Our Australian operations may suffer significant losses.

We committed significant resources to begin international operations, primarily in Australia, where we started to write business in June 2007. In view of our need to dedicate capital to our domestic mortgage insurance operations, we have reduced our Australian headcount and are no longer writing new business in Australia. Our existing risk in force in Australia is subject to the risks described in the general economic and insurance business-related factors discussed above. Recent significant increases in housing values in Australia may make these risks more significant than they have been in the past because these increases may make Australian housing values more susceptible to significant future price declines. In addition to these risks, we are subject to a number of other risks from having deployed capital in Australia, including foreign currency exchange rate fluctuations and interest-rate volatility particular to Australia.

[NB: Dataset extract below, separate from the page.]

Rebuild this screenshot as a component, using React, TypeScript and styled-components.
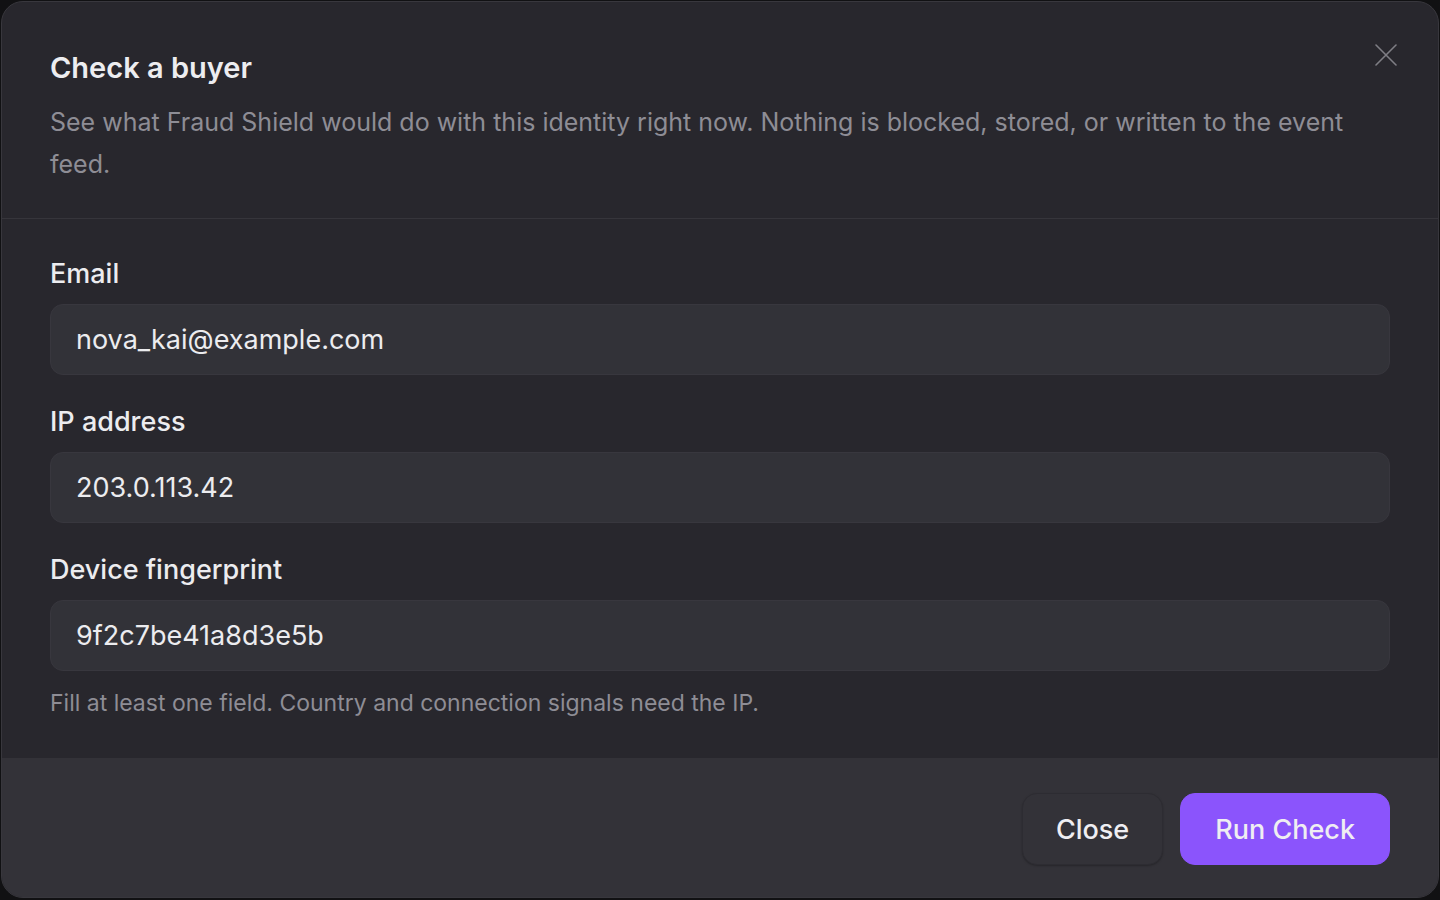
import React from 'react'
import styled, { createGlobalStyle } from 'styled-components'

const GlobalStyle = createGlobalStyle`
  html, body {
    margin: 0;
    padding: 0;
    background: #111113;
    font-family: Inter, "Noto Sans", "Liberation Sans", sans-serif;
  }
  * { box-sizing: border-box; }
`

const Overlay = styled.div`
  width: 100vw;
  height: 100vh;
  padding: 1px 1px 2px 1px;
`

const Modal = styled.div`
  position: relative;
  height: 100%;
  display: flex;
  flex-direction: column;
  background: #28272d;
  border: 1px solid #38373d;
  border-radius: 22px;
  overflow: hidden;
`

const Header = styled.div`
  padding: 48px 50px 33px 48px;
  border-bottom: 1px solid #36353b;
`

const Title = styled.h2`
  margin: 0 0 16px;
  font-size: 29px;
  line-height: 35px;
  font-weight: 600;
  color: #ededf0;
`

const Description = styled.p`
  margin: 0;
  font-size: 25px;
  line-height: 42px;
  color: #8e8d95;
  padding-right: 30px;
`

const CloseIcon = styled.button`
  position: absolute;
  top: 42px;
  right: 41px;
  width: 22px;
  height: 22px;
  padding: 0;
  border: none;
  background: transparent;
  color: #7f7e85;
  display: flex;
  align-items: center;
  justify-content: center;
  cursor: pointer;
`

const Body = styled.div`
  flex: 1;
  padding: 39px 48px 0 48px;
  display: flex;
  flex-direction: column;
`

const Field = styled.div`
  display: flex;
  flex-direction: column;
  gap: 14px;
  margin-bottom: 31px;
  &:last-of-type { margin-bottom: 17px; }
`

const Label = styled.label`
  font-size: 27px;
  line-height: 32px;
  font-weight: 500;
  color: #ececef;
`

const Input = styled.input`
  height: 71px;
  width: 100%;
  padding: 0 25px;
  border-radius: 13px;
  border: 1px solid #38373e;
  background: #323238;
  color: #ececef;
  font-family: inherit;
  font-size: 27px;
  outline: none;
`

const Hint = styled.p`
  margin: 0;
  font-size: 23px;
  line-height: 30px;
  color: #8e8d95;
`

const Footer = styled.div`
  display: flex;
  justify-content: flex-end;
  align-items: center;
  gap: 17px;
  padding: 35px 48px 32px;
  background: #333238;
`

const Button = styled.button<{ $primary?: boolean }>`
  height: 72px;
  padding: 0 ${p => (p.$primary ? '34px' : '33px')};
  border-radius: 15px;
  font-family: inherit;
  font-size: 27px;
  font-weight: 500;
  cursor: pointer;
  color: #efeef2;
  border: 1px solid ${p => (p.$primary ? '#8b54fc' : '#2d2c32')};
  background: ${p => (p.$primary ? '#8b54fc' : '#333238')};
  box-shadow: ${p => (p.$primary ? 'none' : '0 1px 2px rgba(0,0,0,0.25)')};
`

const fields = [
  { label: 'Email', value: 'nova_kai@example.com' },
  { label: 'IP address', value: '203.0.113.42' },
  { label: 'Device fingerprint', value: '9f2c7be41a8d3e5b' },
]

export default function App() {
  return (
    <>
      <GlobalStyle />
      <Overlay>
        <Modal>
          <Header>
            <Title>Check a buyer</Title>
            <Description>
              See what Fraud Shield would do with this identity right now. Nothing is blocked, stored, or written to the event feed.
            </Description>
          </Header>
          <CloseIcon aria-label="Close">
            <svg width="22" height="22" viewBox="0 0 22 22" fill="none" stroke="currentColor" strokeWidth="1.6" strokeLinecap="round">
              <path d="M1 1L21 21M21 1L1 21" />
            </svg>
          </CloseIcon>
          <Body>
            {fields.map(f => (
              <Field key={f.label}>
                <Label>{f.label}</Label>
                <Input defaultValue={f.value} />
              </Field>
            ))}
            <Hint>Fill at least one field. Country and connection signals need the IP.</Hint>
          </Body>
          <Footer>
            <Button>Close</Button>
            <Button $primary>Run Check</Button>
          </Footer>
        </Modal>
      </Overlay>
    </>
  )
}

We are susceptible to disruptions in the servicing of mortgage loans that we insure.

We depend on reliable, consistent third-party servicing of the loans that we insure. A recent trend in the mortgage lending and mortgage loan servicing industry has been towards consolidation of loan servicers. This reduction in the number of servicers could lead to disruptions in the servicing of mortgage loans covered by our insurance policies. In addition, current housing market trends have led to significant increases in the number of delinquent mortgage loans requiring servicing. These increases have strained the resources of servicers, reducing their ability to undertake mitigation efforts that could help limit our losses. Future housing market conditions could lead to additional increases in delinquencies. Managing a substantially higher volume of non-performing loans could lead to disruptions in the servicing of mortgages.  Investigations into whether servicers have acted improperly in foreclosure proceedings may further strain the resources of servicers.